===== GIVEN MATERIAL =====

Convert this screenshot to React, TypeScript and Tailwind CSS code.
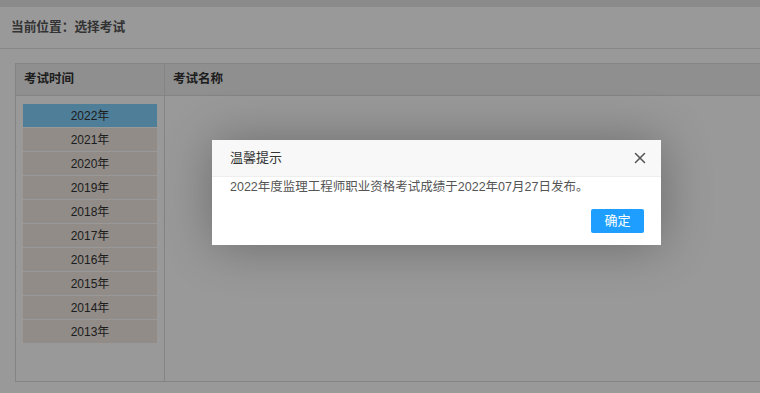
import { X } from 'lucide-react';

const years = ['2022', '2021', '2020', '2019', '2018', '2017', '2016', '2015', '2014', '2013'];

export default function App() {
  return (
    <div
      className="relative w-[760px] h-[393px] overflow-hidden bg-white text-[#333]"
      style={{ fontFamily: '"Liberation Sans", "Noto Sans CJK SC", sans-serif' }}
    >
      {/* top strip */}
      <div className="h-[7px] bg-[#e8e8e8]" />

      {/* breadcrumb */}
      <div className="h-[42px] flex items-center pl-[11px] border-b border-[#e2e2e2] text-[12.7px] font-bold text-[#555]">
        当前位置：选择考试
      </div>

      {/* table */}
      <div className="pl-[15px] pt-[14px]">
        <div className="w-[760px] border border-[#ddd]">
          <div className="flex h-[32px] bg-[#eeeeee] border-b border-[#ddd] text-[12.5px] font-bold text-[#333]">
            <div className="w-[149px] border-r border-[#ddd] flex items-center pl-[8px]">考试时间</div>
            <div className="flex-1 flex items-center pl-[8px]">考试名称</div>
          </div>
          <div className="flex h-[285px]">
            <div className="w-[149px] border-r border-[#ddd] pt-[8px] pl-[7px]">
              <div className="w-[134px] flex flex-col gap-px">
                {years.map((y, i) => (
                  <div
                    key={y}
                    className={
                      i === 0
                        ? 'h-[23px] flex items-center justify-center bg-[#84d4fd] text-[12px] text-[#333]'
                        : 'h-[23px] flex items-center justify-center bg-[#f2e9e1] text-[12px] text-[#333]'
                    }
                  >
                    {y}年
                  </div>
                ))}
              </div>
            </div>
            <div className="flex-1" />
          </div>
        </div>
      </div>

      {/* shade */}
      <div className="absolute inset-0 bg-black/40" />

      {/* dialog */}
      <div className="absolute left-[212px] top-[140px] w-[449px] bg-white shadow-[1px_1px_50px_rgba(0,0,0,0.3)]">
        <div className="h-[37px] flex items-center justify-between bg-[#f8f8f8] border-b border-[#eee] pl-[18px] pr-[12px]">
          <span className="text-[13px] text-[#333]">温馨提示</span>
          <X className="w-[18px] h-[18px] text-[#555]" strokeWidth={2} />
        </div>
        <div className="pl-[18px] pt-[1px] text-[12.5px] leading-[18px] text-[#555]">
          2022年度监理工程师职业资格考试成绩于2022年07月27日发布。
        </div>
        <div className="flex justify-end pr-[17px] pt-[13px] pb-[12px]">
          <button className="w-[53px] h-[24px] bg-[#1e9fff] text-white text-[13px] rounded-[2px]">确定</button>
        </div>
      </div>
    </div>
  );
}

=====

* **PROBLEM STATEMENT**: Transcribe the full listing character for character. Pictures are excluded.

* **REPLY TO THE TASK**:
Convert this screenshot to React, TypeScript and Tailwind CSS code.
import { X } from 'lucide-react';

const years = ['2022', '2021', '2020', '2019', '2018', '2017', '2016', '2015', '2014', '2013'];

export default function App() {
  return (
    <div
      className="relative w-[760px] h-[393px] overflow-hidden bg-white text-[#333]"
      style={{ fontFamily: '"Liberation Sans", "Noto Sans CJK SC", sans-serif' }}
    >
      {/* top strip */}
      <div className="h-[7px] bg-[#e8e8e8]" />

      {/* breadcrumb */}
      <div className="h-[42px] flex items-center pl-[11px] border-b border-[#e2e2e2] text-[12.7px] font-bold text-[#555]">
        当前位置：选择考试
      </div>

      {/* table */}
      <div className="pl-[15px] pt-[14px]">
        <div className="w-[760px] border border-[#ddd]">
          <div className="flex h-[32px] bg-[#eeeeee] border-b border-[#ddd] text-[12.5px] font-bold text-[#333]">
            <div className="w-[149px] border-r border-[#ddd] flex items-center pl-[8px]">考试时间</div>
            <div className="flex-1 flex items-center pl-[8px]">考试名称</div>
          </div>
          <div className="flex h-[285px]">
            <div className="w-[149px] border-r border-[#ddd] pt-[8px] pl-[7px]">
              <div className="w-[134px] flex flex-col gap-px">
                {years.map((y, i) => (
                  <div
                    key={y}
                    className={
                      i === 0
                        ? 'h-[23px] flex items-center justify-center bg-[#84d4fd] text-[12px] text-[#333]'
                        : 'h-[23px] flex items-center justify-center bg-[#f2e9e1] text-[12px] text-[#333]'
                    }
                  >
                    {y}年
                  </div>
                ))}
              </div>
            </div>
            <div className="flex-1" />
          </div>
        </div>
      </div>

      {/* shade */}
      <div className="absolute inset-0 bg-black/40" />

      {/* dialog */}
      <div className="absolute left-[212px] top-[140px] w-[449px] bg-white shadow-[1px_1px_50px_rgba(0,0,0,0.3)]">
        <div className="h-[37px] flex items-center justify-between bg-[#f8f8f8] border-b border-[#eee] pl-[18px] pr-[12px]">
          <span className="text-[13px] text-[#333]">温馨提示</span>
          <X className="w-[18px] h-[18px] text-[#555]" strokeWidth={2} />
        </div>
        <div className="pl-[18px] pt-[1px] text-[12.5px] leading-[18px] text-[#555]">
          2022年度监理工程师职业资格考试成绩于2022年07月27日发布。
        </div>
        <div className="flex justify-end pr-[17px] pt-[13px] pb-[12px]">
          <button className="w-[53px] h-[24px] bg-[#1e9fff] text-white text-[13px] rounded-[2px]">确定</button>
        </div>
      </div>
    </div>
  );
}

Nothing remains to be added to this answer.